The importance of IT infrastructure
LaBell started that webinar with a brief explanation and tips for moving simplified point clouds between offices. After SSOE has broken up the scanned data into more digestible chunks, they share it with other SSOE offices or project partners or clients using either the ReCap web services or using their internal IT infrastructure comprised of especially good servers and Riverbed technology. LaBell gave an example of the importance of using high-end servers and network infrastructure, relating how recently they transferred a large point cloud (~100 gigabyte file) between offices across the country in less than an hour. But they also had to transfer it to a much closer office that didn’t have comparable high-end network infrastructure and that transfer took 18 hours.
LaBell also described the workstation hardware he suggests you use when viewing and manipulating the edited point clouds. For large projects—which he defined as projects with point clouds over 50 gigabytes—SSOE typically uses second, solid-state hard drives along with robocopy routines to mirror files across the network. For smaller projects—with points clouds less than 50 gigabytes—users generally work directly from the network.
Editing tips & tricks
LaBell began his discussion of how to edit scanned data by sharing a few tips/tricks they’ve learned:
- To optimize performance, always edit scanned data on a SSD, local hard drive—never across a network.
- To ensure that you’re selecting and clipping points correctly, use orthographic views and the Ortho Mode in ReCap.
- For performance, always export a unified data set (ie combine the RCS files into a single file and then export). LaBell gave an example of a project where they didn’t do this, where they edited the scanned data, then chopped it up into individual RCS files. Exporting a single floor/RCS took 48 hours. LaBell then reunified all the individual RCS files and exported them, which only took 35 minutes.
LaBell explained that at the beginning of each project, they talk with the design team to identify project scope of work and deliverables, which forms the basis of how the point clouds will need to be used and manipulated. This will also help you identify what parts of the original scanned data can be edited out of and deleted from the point cloud to improve performance in other Autodesk applications. LaBell also recommends defining Worksets in your Revit models for each point cloud referenced, so users can quickly turn off and on specific point clouds. Similarly, define a master NWF in Navisworks for point clouds.
How to make a large project small
The rest of the webinar featured a live ReCap demonstration, showing how SSOE edited and broke apart a large point cloud of an industrial warehouse/manufacturing facility that SSOE was renovating. LaBell’s group edited down the scanned data set from the vendor to create 2D demolition plans and generate point clouds representing pre and post-demolition existing conditions that were used for reference and clash detection during the renovation design process.
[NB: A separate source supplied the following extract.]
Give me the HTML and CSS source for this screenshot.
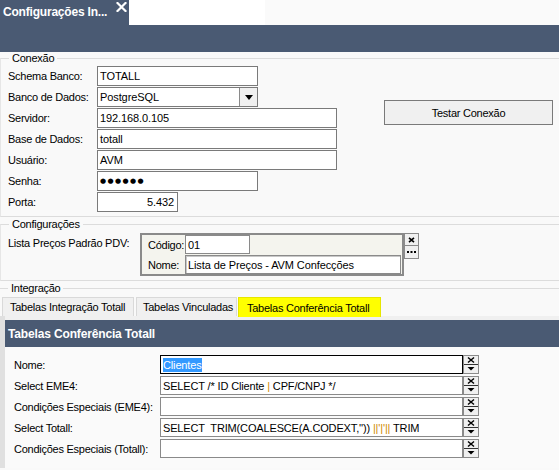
FILE: index.html
```html
<!DOCTYPE html>
<html lang="pt-BR">
<head>
<meta charset="utf-8">
<title>Configurações Integração</title>
<link rel="stylesheet" href="styles.css">
</head>
<body>
<div class="tabstrip">
  <div class="doctab">
    <span class="doctab-title">Configurações In...</span>
    <svg class="doctab-close" width="11" height="10" viewBox="0 0 11 10"><path d="M1.5 1 L9.5 9 M9.5 1 L1.5 9" stroke="#fff" stroke-width="2.2" stroke-linecap="square"/></svg>
  </div>
  <div class="tabstrip-blank"></div>
  <div class="tabstrip-rest"></div>
</div>
<div class="toolbar"></div>

<fieldset class="group">
  <legend>Conexão</legend>
  <div class="conexao">
    <div class="form">
      <label class="lbl">Schema Banco:</label>
      <div class="inp w-short">TOTALL</div>
      <label class="lbl">Banco de Dados:</label>
      <div class="inp w-short combo"><span class="combo-text">PostgreSQL</span><span class="combo-btn"><svg width="8" height="5" viewBox="0 0 8 5"><path d="M0 0 H8 L4 5 Z" fill="#000"/></svg></span></div>
      <label class="lbl">Servidor:</label>
      <div class="inp w-long">192.168.0.105</div>
      <label class="lbl">Base de Dados:</label>
      <div class="inp w-long">totall</div>
      <label class="lbl">Usuário:</label>
      <div class="inp w-long">AVM</div>
      <label class="lbl">Senha:</label>
      <div class="inp w-short"><span class="dots">●●●●●●</span></div>
      <label class="lbl">Porta:</label>
      <div class="inp w-porta num">5.432</div>
    </div>
    <div class="side">
      <div class="btn">Testar Conexão</div>
    </div>
  </div>
</fieldset>

<fieldset class="group group-config">
  <legend>Configurações</legend>
  <div class="config">
    <div class="config-lbl">Lista Preços Padrão PDV:</div>
    <div class="lookup">
      <label class="lbl">Código:</label>
      <div class="inp inp-small w-cod">01</div>
      <label class="lbl">Nome:</label>
      <div class="inp inp-small w-nome nome-inp">Lista de Preços - AVM Confecções</div>
    </div>
    <div class="lookup-btns">
      <div class="mini-btn"><svg width="7" height="6" viewBox="0 0 7 6"><path d="M1 0.8 L6 5.2 M6 0.8 L1 5.2" stroke="#000" stroke-width="1.6"/></svg></div>
      <div class="mini-btn"><svg width="9" height="3" viewBox="0 0 9 3"><rect x="0" y="0" width="2" height="2" fill="#000"/><rect x="3.5" y="0" width="2" height="2" fill="#000"/><rect x="7" y="0" width="2" height="2" fill="#000"/></svg></div>
    </div>
  </div>
</fieldset>

<fieldset class="group group-integ">
  <legend>Integração</legend>
  <div class="tabs">
    <div class="tab tab-1">Tabelas Integração Totall</div>
    <div class="tab tab-2">Tabelas Vinculadas</div>
    <div class="tab tab-active">Tabelas Conferência Totall</div>
  </div>
  <div class="tabpage">
    <div class="page-header">Tabelas Conferência Totall</div>
    <div class="memo-form">
      <label class="lbl">Nome:</label>
      <div class="memo-row">
        <div class="memo memo-focus"><span class="sel">Clientes</span></div>
        <div class="memo-btn"><svg width="14" height="17" viewBox="0 0 14 17"><path d="M4 1.5 L10 6.5 M10 1.5 L4 6.5" stroke="#000" stroke-width="1.5"/><path d="M0 8.5 H14" stroke="#333" stroke-width="1"/><path d="M3.5 11 H10.5 L7 14.5 Z" fill="#000"/></svg></div>
      </div>
      <label class="lbl">Select EME4:</label>
      <div class="memo-row">
        <div class="memo">SELECT /* ID Cliente <span class="pipe">|</span> CPF/CNPJ */</div>
        <div class="memo-btn"><svg width="14" height="17" viewBox="0 0 14 17"><path d="M4 1.5 L10 6.5 M10 1.5 L4 6.5" stroke="#000" stroke-width="1.5"/><path d="M0 8.5 H14" stroke="#333" stroke-width="1"/><path d="M3.5 11 H10.5 L7 14.5 Z" fill="#000"/></svg></div>
      </div>
      <label class="lbl">Condições Especiais (EME4):</label>
      <div class="memo-row">
        <div class="memo"></div>
        <div class="memo-btn"><svg width="14" height="17" viewBox="0 0 14 17"><path d="M4 1.5 L10 6.5 M10 1.5 L4 6.5" stroke="#000" stroke-width="1.5"/><path d="M0 8.5 H14" stroke="#333" stroke-width="1"/><path d="M3.5 11 H10.5 L7 14.5 Z" fill="#000"/></svg></div>
      </div>
      <label class="lbl">Select Totall:</label>
      <div class="memo-row">
        <div class="memo">SELECT  TRIM(COALESCE(A.CODEXT,'')) <span class="pipe">||'|'||</span> TRIM</div>
        <div class="memo-btn"><svg width="14" height="17" viewBox="0 0 14 17"><path d="M4 1.5 L10 6.5 M10 1.5 L4 6.5" stroke="#000" stroke-width="1.5"/><path d="M0 8.5 H14" stroke="#333" stroke-width="1"/><path d="M3.5 11 H10.5 L7 14.5 Z" fill="#000"/></svg></div>
      </div>
      <label class="lbl">Condições Especiais (Totall):</label>
      <div class="memo-row">
        <div class="memo"></div>
        <div class="memo-btn"><svg width="14" height="17" viewBox="0 0 14 17"><path d="M4 1.5 L10 6.5 M10 1.5 L4 6.5" stroke="#000" stroke-width="1.5"/><path d="M0 8.5 H14" stroke="#333" stroke-width="1"/><path d="M3.5 11 H10.5 L7 14.5 Z" fill="#000"/></svg></div>
      </div>
    </div>
  </div>
</fieldset>
</body>
</html>
```
FILE: styles.css
```css
* { box-sizing: border-box; }
html, body { margin: 0; padding: 0; }
body {
  width: 559px;
  height: 470px;
  overflow: hidden;
  background: #f9f9f9;
  font-family: "Liberation Sans", Arial, sans-serif;
  font-size: 11px;
  letter-spacing: -0.25px;
  color: #000;
}

/* top document tab strip */
.tabstrip { display: flex; height: 25px; }
.doctab {
  width: 129px;
  background: #4a5a73;
  color: #fff;
  display: flex;
  align-items: flex-start;
  padding-left: 3px;
}
.doctab-title {
  font-weight: bold;
  font-size: 12px;
  letter-spacing: -0.2px;
  line-height: 14px;
  margin-top: 5px;
}
.doctab-close { margin-left: auto; margin-right: 2px; margin-top: 2px; }
.tabstrip-blank { width: 136px; background: #ffffff; }
.tabstrip-rest { flex: 1; background: #fafafa; }
.toolbar { height: 27px; background: #4a5a73; }

/* group boxes */
.group {
  margin: 0;
  padding: 0;
  border: 0;
  border-top: 1px solid #dcdcdc;
  border-bottom: 1px solid #dcdcdc;
  border-left: 1px solid #e6e6e6;
  min-width: 0;
}
.group legend {
  padding: 0 3px;
  margin-left: 8px;
  line-height: 13px;
  font-size: 11px;
  color: #000;
}
.group-config { margin-top: 1px; }
.group-integ { margin-top: 1px; border-bottom: 0; border-left: 0; }

.lbl { display: flex; align-items: center; white-space: nowrap; }

/* Conexão */
.conexao { display: flex; padding: 1px 0 4px 0; }
.form {
  display: grid;
  grid-template-columns: 89px auto;
  row-gap: 1px;
  padding-left: 7px;
  justify-items: start;
}
.inp {
  height: 20px;
  border: 1px solid #7a7a7a;
  background: #fff;
  padding: 0 2px;
  display: flex;
  align-items: center;
  white-space: nowrap;
  letter-spacing: -0.1px;
  overflow: hidden;
}
.w-short { width: 161px; }
.w-long { width: 240px; }
.w-porta { width: 81px; }
.num { justify-content: flex-end; padding-right: 3px; }
.combo { padding-right: 0; }
.combo-text { flex: 1; }
.combo-btn {
  width: 18px;
  height: 18px;
  background: #f0f0f0;
  border-left: 1px solid #8a8a8a;
  display: flex;
  align-items: center;
  justify-content: center;
}
.dots {
  font-family: "DejaVu Sans", sans-serif;
  font-size: 7px;
  letter-spacing: 1.4px;
}
.side { padding-top: 34px; margin-left: 47px; }
.btn {
  width: 169px;
  height: 25px;
  background: #f0f0f0;
  border: 1px solid #7a7a7a;
  display: flex;
  align-items: center;
  justify-content: center;
}

/* Configurações */
.config { display: flex; align-items: flex-start; padding: 2px 0 4px 0; }
.config-lbl { width: 139px; padding-left: 7px; padding-top: 4px; line-height: 13px; white-space: nowrap; }
.lookup {
  width: 264px;
  height: 43px;
  background: #f4f4ee;
  border: 2px solid #8a8a8a;
  display: grid;
  grid-template-columns: 37px auto;
  row-gap: 1px;
  padding-left: 6px;
  justify-items: start;
}
.inp-small { height: 19px; border-color: #8a8a8a; }
.w-cod { width: 65px; }
.w-nome { width: 216px; }
.nome-inp { box-shadow: inset 1px 1px 0 #c8c8c8; }
.lookup-btns { display: flex; flex-direction: column; }
.mini-btn {
  width: 15px;
  height: 13px;
  background: #f0f0f0;
  border: 1px solid #8a8a8a;
  display: flex;
  align-items: center;
  justify-content: center;
}
.mini-btn + .mini-btn { border-top: 0; }

/* Integração tabs */
.tabs { display: flex; align-items: flex-end; padding-top: 1px; padding-left: 2px; height: 21px; }
.tab {
  height: 19px;
  background: #f0f0f0;
  border: 1px solid #d9d9d9;
  border-bottom: 0;
  display: flex;
  align-items: center;
  padding-left: 7px;
  white-space: nowrap;
}
.tab-1 { width: 132px; margin-right: 2px; }
.tab-2 { width: 101px; margin-right: 1px; padding-left: 6px; }
.tab-active {
  width: 143px;
  height: 20px;
  background: #ffff00;
  border-color: #e6e600;
  padding-left: 8px;
  margin-bottom: -1px;
}
.tabpage {
  border-left: 5px solid #e0e0e0;
  background: #fafafa;
  padding-top: 4px;
  height: 152px;
  box-shadow: inset 0 4px 0 #f0f0f0;
}
.page-header {
  height: 27px;
  background: #4a5a73;
  color: #fff;
  font-weight: bold;
  font-size: 12px;
  letter-spacing: -0.15px;
  display: flex;
  align-items: center;
  padding-left: 3px;
}
.memo-form {
  display: grid;
  grid-template-columns: 146px auto;
  row-gap: 2px;
  padding: 8px 0 0 9px;
  justify-items: start;
}
.memo-row { display: flex; }
.memo {
  width: 303px;
  height: 19px;
  border: 1px solid #8a8a8a;
  background: #fff;
  padding: 0 2px;
  display: flex;
  align-items: center;
  white-space: pre;
  letter-spacing: -0.15px;
  overflow: hidden;
}
.memo-focus { border-color: #000; }
.sel { background: #3399ff; color: #fff; padding: 1px 0; }
.pipe { color: #d08a00; }
.memo-btn {
  width: 16px;
  height: 19px;
  border: 1px solid #8a8a8a;
  background: #f0f0f0;
  display: flex;
  align-items: center;
  justify-content: center;
}
```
The original scanned data of the entire building (~300,000 square feet) was about 250 gigabytes. The webinar featured one section of the building. Before editing, the point cloud of that section was 6.5 gigabytes. SSOE edited the original scanned data/point cloud by removing the floor, the roof deck, and the equipment, leaving just the utilities and the structure. The resulting point cloud used in the design process was only 1.2 gigabytes, representing close to a 75 percent reduction in file size.
LaBell begins the ReCap demo by opening up the point cloud of the building section in ReCap and creates scan regions for the roof, floor, and equipment. Then he starts identifying those regions, beginning with the floor. ReCap has a several methods to select and edit groups of points, including identifying a window, fence, or plane. LaBell uses the Plane selection tool to isolate the floor and roof of the building. He selects several points on the floor, and hits Enter to see how much of the floor was actually selected. He repeats this several times to completely select all the planes of the floor, and then assigns that selection to the Floor region and turns off the display of that region.
He repeats this process for the roof, but because the roof has varying slopes between the main structural columns, he uses a side/orthogonal view to establish a clip region between two structural columns, turns off the display of everything outside of that clip region, and then goes back to a perspective view to select points on the roof between those main columns. He repeats this process for the other portions of the roof and then assigns those roof planes to the Roof region and turns off the roof.
Next he moves on to the equipment. He views the point cloud from side views and uses fences to select equipment between the major columns, sometimes temporarily selecting and blanking walls to ‘see through’ the point cloud. After selecting all the equipment, he assigns them to the Equipment region and turns off the equipment.
He’s left with just the structural and building systems. These are the elements of the existing building that will be incorporated within the renovation and need to be used as an existing conditions reference for design and project coordination. He mentions, but doesn’t demonstrate due to time considerations, that they use similar processes to select and isolate individual building systems such as lighting, electrical, sprinkler system, piping, ducting, and so on.
He unifies the scan data to create a single, unified RCS (see note about performance above) and then exports the individual ReCap regions. He imports the resulting RCS files into Navisworks, where the structural and building systems point clouds (the parts of the building that will remain) are combined with the Revit models of the design renovation and used for project coordination and clash detection.
LaBell reports that by using these techniques to simply point clouds, the total size of the point clouds they referenced in Navisworks was just 32 gigabytes. This compares to the original point cloud of the project, which was 250 gigabytes … an 87 percent reduction!
Moreover, they did a clash detection test using the original point cloud, resulting in ~1,800 clashes between the design model and that unedited point cloud. The bulk of those clashes were between renovated building systems and parts of the building that were planned for demolition. By segmenting and simplifying the point clouds, LaBell’s team saved the designers the time associated with sorting through these 1,800 clashes to identify real clashes versus clashes with to-be demolished elements. This represents a substantial time savings for SSOE and a significant value-added benefit for its clients.